Metcalfe is a locality in central Victoria, Australia. At the , Metcalfe had a population of 185. The name 'Metcalfe' probably derives from Baron (Charles) Metcalfe, Governor-General of India and later of Canada, who died in 1846. Metcalfe lies on the Coliban River, downstream from the Malmsbury reservoir.

Metcalfe was developed mainly during the central Victorian gold rush of 1851–1865. It is reported that in 1851, when the first miners arrived on the Mount Alexander goldfield, near Castlemaine, gold nuggets could be picked up without digging. Nearby reserves still bear the scars of mining activity including deep shafts and adits.

In 1861 the Metcalfe road board was established, and in 1865 the Shire of Metcalfe was declared and the shire hall was constructed. The shire hall still contains the record of all councillors and mayors from then until the dissolution of the shire in 1995.

For most of its history the major economic activity has been grazing. Recent (2015) purchases of large grazing properties have been made by Chinese interests.

At times, Metcalfe has had a school, a post office, a pub and various other businesses, but all of these are now closed. However, Metcalfe currently does have a recreation reserve that has a tennis court and playground. With the opening of the Calder Freeway the volume of traffic travelling via Metcalfe between Kyneton and Bendigo reduced significantly.

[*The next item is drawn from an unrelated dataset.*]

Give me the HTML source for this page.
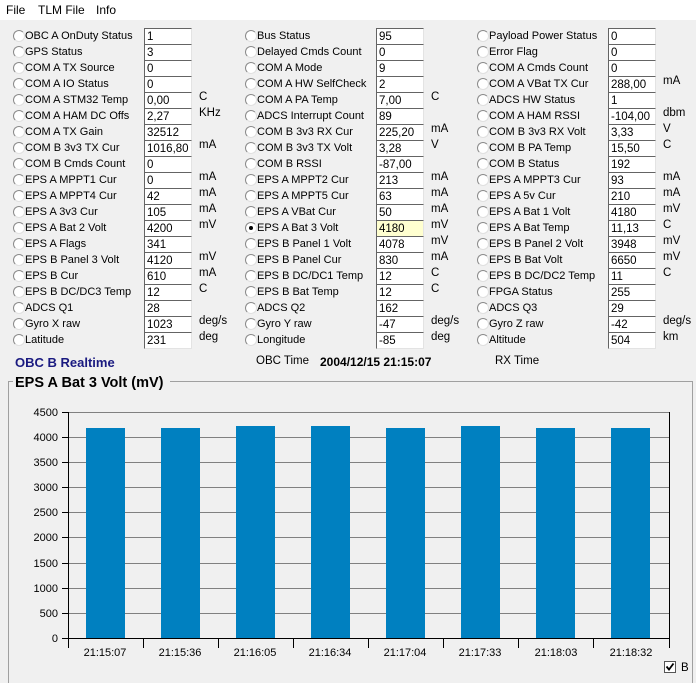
<!DOCTYPE html><html><head><style>
body{margin:0;width:696px;height:683px;background:#f0f0f0;font-family:"Liberation Sans",sans-serif;font-size:11px;color:#000;position:relative;overflow:hidden}
.m{position:absolute;top:0;left:0;width:696px;height:20px;background:#fff}
.m span{position:absolute;top:3px;font-size:12px}
.row{position:absolute;height:16px;width:232px}
.rd{position:absolute;left:7px;top:1px;width:10px;height:10px;border-radius:50%;background:#fff;border:1px solid #9a9a9a;border-color:#8a8a8a #e0e0e0 #e0e0e0 #8a8a8a}
.rd.on::after{content:"";position:absolute;left:3px;top:3px;width:4px;height:4px;border-radius:50%;background:#000}
.l{position:absolute;left:19px;top:1px;white-space:nowrap;font-size:11px}
.b{position:absolute;left:138px;top:-1px;width:44px;height:14px;background:#fff;border-left:1px solid #646464;border-top:1px solid #646464;border-right:1px solid #e3e3e3;border-bottom:1px solid #e3e3e3;padding:1px 0 0 2px;box-sizing:content-box;line-height:15px;font-size:11.5px}
.b.y{background:#ffffd0}
.u{position:absolute;left:193px;top:-2px;font-size:11.5px}
.t{position:absolute;white-space:nowrap}
</style></head><body>
<div class="m"><span style="left:6px">File</span><span style="left:38px">TLM File</span><span style="left:96px">Info</span></div>

<div style="position:absolute;left:6px;top:29px">
<div class="row" style="top:0"><i class="rd"></i><span class="l">OBC A OnDuty Status</span><span class="b">1</span></div>
<div class="row" style="top:16px"><i class="rd"></i><span class="l">GPS Status</span><span class="b">3</span></div>
<div class="row" style="top:32px"><i class="rd"></i><span class="l">COM A TX Source</span><span class="b">0</span></div>
<div class="row" style="top:48px"><i class="rd"></i><span class="l">COM A IO Status</span><span class="b">0</span></div>
<div class="row" style="top:64px"><i class="rd"></i><span class="l">COM A STM32 Temp</span><span class="b">0,00</span><span class="u">C</span></div>
<div class="row" style="top:80px"><i class="rd"></i><span class="l">COM A HAM DC Offs</span><span class="b">2,27</span><span class="u">KHz</span></div>
<div class="row" style="top:96px"><i class="rd"></i><span class="l">COM A TX Gain</span><span class="b">32512</span></div>
<div class="row" style="top:112px"><i class="rd"></i><span class="l">COM B 3v3 TX Cur</span><span class="b">1016,80</span><span class="u">mA</span></div>
<div class="row" style="top:128px"><i class="rd"></i><span class="l">COM B Cmds Count</span><span class="b">0</span></div>
<div class="row" style="top:144px"><i class="rd"></i><span class="l">EPS A MPPT1 Cur</span><span class="b">0</span><span class="u">mA</span></div>
<div class="row" style="top:160px"><i class="rd"></i><span class="l">EPS A MPPT4 Cur</span><span class="b">42</span><span class="u">mA</span></div>
<div class="row" style="top:176px"><i class="rd"></i><span class="l">EPS A 3v3 Cur</span><span class="b">105</span><span class="u">mA</span></div>
<div class="row" style="top:192px"><i class="rd"></i><span class="l">EPS A Bat 2 Volt</span><span class="b">4200</span><span class="u">mV</span></div>
<div class="row" style="top:208px"><i class="rd"></i><span class="l">EPS A Flags</span><span class="b">341</span></div>
<div class="row" style="top:224px"><i class="rd"></i><span class="l">EPS B Panel 3 Volt</span><span class="b">4120</span><span class="u">mV</span></div>
<div class="row" style="top:240px"><i class="rd"></i><span class="l">EPS B Cur</span><span class="b">610</span><span class="u">mA</span></div>
<div class="row" style="top:256px"><i class="rd"></i><span class="l">EPS B DC/DC3 Temp</span><span class="b">12</span><span class="u">C</span></div>
<div class="row" style="top:272px"><i class="rd"></i><span class="l">ADCS Q1</span><span class="b">28</span></div>
<div class="row" style="top:288px"><i class="rd"></i><span class="l">Gyro X raw</span><span class="b">1023</span><span class="u">deg/s</span></div>
<div class="row" style="top:304px"><i class="rd"></i><span class="l">Latitude</span><span class="b">231</span><span class="u">deg</span></div>
</div>

<div style="position:absolute;left:238px;top:29px">
<div class="row" style="top:0"><i class="rd"></i><span class="l">Bus Status</span><span class="b">95</span></div>
<div class="row" style="top:16px"><i class="rd"></i><span class="l">Delayed Cmds Count</span><span class="b">0</span></div>
<div class="row" style="top:32px"><i class="rd"></i><span class="l">COM A Mode</span><span class="b">9</span></div>
<div class="row" style="top:48px"><i class="rd"></i><span class="l">COM A HW SelfCheck</span><span class="b">2</span></div>
<div class="row" style="top:64px"><i class="rd"></i><span class="l">COM A PA Temp</span><span class="b">7,00</span><span class="u">C</span></div>
<div class="row" style="top:80px"><i class="rd"></i><span class="l">ADCS Interrupt Count</span><span class="b">89</span></div>
<div class="row" style="top:96px"><i class="rd"></i><span class="l">COM B 3v3 RX Cur</span><span class="b">225,20</span><span class="u">mA</span></div>
<div class="row" style="top:112px"><i class="rd"></i><span class="l">COM B 3v3 TX Volt</span><span class="b">3,28</span><span class="u">V</span></div>
<div class="row" style="top:128px"><i class="rd"></i><span class="l">COM B RSSI</span><span class="b">-87,00</span></div>
<div class="row" style="top:144px"><i class="rd"></i><span class="l">EPS A MPPT2 Cur</span><span class="b">213</span><span class="u">mA</span></div>
<div class="row" style="top:160px"><i class="rd"></i><span class="l">EPS A MPPT5 Cur</span><span class="b">63</span><span class="u">mA</span></div>
<div class="row" style="top:176px"><i class="rd"></i><span class="l">EPS A VBat Cur</span><span class="b">50</span><span class="u">mA</span></div>
<div class="row" style="top:192px"><i class="rd on"></i><span class="l">EPS A Bat 3 Volt</span><span class="b y">4180</span><span class="u">mV</span></div>
<div class="row" style="top:208px"><i class="rd"></i><span class="l">EPS B Panel 1 Volt</span><span class="b">4078</span><span class="u">mV</span></div>
<div class="row" style="top:224px"><i class="rd"></i><span class="l">EPS B Panel Cur</span><span class="b">830</span><span class="u">mA</span></div>
<div class="row" style="top:240px"><i class="rd"></i><span class="l">EPS B DC/DC1 Temp</span><span class="b">12</span><span class="u">C</span></div>
<div class="row" style="top:256px"><i class="rd"></i><span class="l">EPS B Bat Temp</span><span class="b">12</span><span class="u">C</span></div>
<div class="row" style="top:272px"><i class="rd"></i><span class="l">ADCS Q2</span><span class="b">162</span></div>
<div class="row" style="top:288px"><i class="rd"></i><span class="l">Gyro Y raw</span><span class="b">-47</span><span class="u">deg/s</span></div>
<div class="row" style="top:304px"><i class="rd"></i><span class="l">Longitude</span><span class="b">-85</span><span class="u">deg</span></div>
</div>

<div style="position:absolute;left:470px;top:29px">
<div class="row" style="top:0"><i class="rd"></i><span class="l">Payload Power Status</span><span class="b">0</span></div>
<div class="row" style="top:16px"><i class="rd"></i><span class="l">Error Flag</span><span class="b">0</span></div>
<div class="row" style="top:32px"><i class="rd"></i><span class="l">COM A Cmds Count</span><span class="b">0</span></div>
<div class="row" style="top:48px"><i class="rd"></i><span class="l">COM A VBat TX Cur</span><span class="b">288,00</span><span class="u">mA</span></div>
<div class="row" style="top:64px"><i class="rd"></i><span class="l">ADCS HW Status</span><span class="b">1</span></div>
<div class="row" style="top:80px"><i class="rd"></i><span class="l">COM A HAM RSSI</span><span class="b">-104,00</span><span class="u">dbm</span></div>
<div class="row" style="top:96px"><i class="rd"></i><span class="l">COM B 3v3 RX Volt</span><span class="b">3,33</span><span class="u">V</span></div>
<div class="row" style="top:112px"><i class="rd"></i><span class="l">COM B PA Temp</span><span class="b">15,50</span><span class="u">C</span></div>
<div class="row" style="top:128px"><i class="rd"></i><span class="l">COM B Status</span><span class="b">192</span></div>
<div class="row" style="top:144px"><i class="rd"></i><span class="l">EPS A MPPT3 Cur</span><span class="b">93</span><span class="u">mA</span></div>
<div class="row" style="top:160px"><i class="rd"></i><span class="l">EPS A 5v Cur</span><span class="b">210</span><span class="u">mA</span></div>
<div class="row" style="top:176px"><i class="rd"></i><span class="l">EPS A Bat 1 Volt</span><span class="b">4180</span><span class="u">mV</span></div>
<div class="row" style="top:192px"><i class="rd"></i><span class="l">EPS A Bat Temp</span><span class="b">11,13</span><span class="u">C</span></div>
<div class="row" style="top:208px"><i class="rd"></i><span class="l">EPS B Panel 2 Volt</span><span class="b">3948</span><span class="u">mV</span></div>
<div class="row" style="top:224px"><i class="rd"></i><span class="l">EPS B Bat Volt</span><span class="b">6650</span><span class="u">mV</span></div>
<div class="row" style="top:240px"><i class="rd"></i><span class="l">EPS B DC/DC2 Temp</span><span class="b">11</span><span class="u">C</span></div>
<div class="row" style="top:256px"><i class="rd"></i><span class="l">FPGA Status</span><span class="b">255</span></div>
<div class="row" style="top:272px"><i class="rd"></i><span class="l">ADCS Q3</span><span class="b">29</span></div>
<div class="row" style="top:288px"><i class="rd"></i><span class="l">Gyro Z raw</span><span class="b">-42</span><span class="u">deg/s</span></div>
<div class="row" style="top:304px"><i class="rd"></i><span class="l">Altitude</span><span class="b">504</span><span class="u">km</span></div>
</div>

<div class="t" style="left:15px;top:355px;font-weight:bold;font-size:13px;color:#1a1a80">OBC B Realtime</div>
<div class="t" style="left:256px;top:355px;font-size:11.5px">OBC Time</div>
<div class="t" style="left:320px;top:355px;font-weight:bold;font-size:12px">2004/12/15 21:15:07</div>
<div class="t" style="left:495px;top:355px;font-size:11.5px">RX Time</div>

<svg style="position:absolute;left:0;top:370px" width="696" height="313" xmlns="http://www.w3.org/2000/svg" font-family="Liberation Sans, sans-serif">
<path d="M8.5 320V11.5H13M170 11.5H692.5V320" fill="none" stroke="#a0a0a0"/>
<text x="15" y="17" font-size="14.5" font-weight="bold">EPS A Bat 3 Volt (mV)</text>
<g stroke="#808080">
<line x1="68" y1="42.5" x2="669" y2="42.5"/><line x1="68" y1="67.5" x2="669" y2="67.5"/><line x1="68" y1="92.5" x2="669" y2="92.5"/><line x1="68" y1="117.5" x2="669" y2="117.5"/><line x1="68" y1="142.5" x2="669" y2="142.5"/><line x1="68" y1="167.5" x2="669" y2="167.5"/><line x1="68" y1="193.5" x2="669" y2="193.5"/><line x1="68" y1="218.5" x2="669" y2="218.5"/><line x1="68" y1="243.5" x2="669" y2="243.5"/>
</g>
<g fill="#0080c0">
<rect x="86" y="58" width="39" height="210"/><rect x="161" y="58" width="39" height="210"/><rect x="236" y="56" width="39" height="212"/><rect x="311" y="56" width="39" height="212"/><rect x="386" y="58" width="39" height="210"/><rect x="461" y="56" width="39" height="212"/><rect x="536" y="58" width="39" height="210"/><rect x="611" y="58" width="39" height="210"/>
</g>
<g stroke="#000">
<line x1="68.5" y1="42" x2="68.5" y2="278"/><line x1="669.5" y1="42" x2="669.5" y2="278"/><line x1="62" y1="268.5" x2="670" y2="268.5"/>
<path d="M62 42.5h6M62 67.5h6M62 92.5h6M62 117.5h6M62 142.5h6M62 167.5h6M62 193.5h6M62 218.5h6M62 243.5h6M143.5 268v10M218.5 268v10M293.5 268v10M368.5 268v10M443.5 268v10M518.5 268v10M593.5 268v10"/>
</g>
<g font-size="11" text-anchor="end">
<text x="58" y="46">4500</text><text x="58" y="71">4000</text><text x="58" y="96">3500</text><text x="58" y="121">3000</text><text x="58" y="146">2500</text><text x="58" y="171">2000</text><text x="58" y="197">1500</text><text x="58" y="222">1000</text><text x="58" y="247">500</text><text x="58" y="272">0</text>
</g>
<g font-size="11" text-anchor="middle">
<text x="105" y="286">21:15:07</text><text x="180" y="286">21:15:36</text><text x="255" y="286">21:16:05</text><text x="330" y="286">21:16:34</text><text x="405" y="286">21:17:04</text><text x="480" y="286">21:17:33</text><text x="556" y="286">21:18:03</text><text x="631" y="286">21:18:32</text>
</g>
<rect x="664.5" y="291.5" width="11" height="11" fill="#fff" stroke="#555"/>
<path d="M666.5 296.5l2.5 3 4.5-6" fill="none" stroke="#000" stroke-width="1.8"/>
<text x="681" y="301" font-size="11.5">B</text>
</svg>
</body></html>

Metcalfe Post Office opened on 13 December 1866.

Attractions
At the 'Cascades', just to the west of the village, the Coliban River flows over and among huge granite boulders and outcrops, creating many rock pools, small and large. The place is popular all year round for walks, picnics and swimming.

The Metcalfe Tractor Pull, held in September each year, attracts participants and spectators from all over the state, and beyond.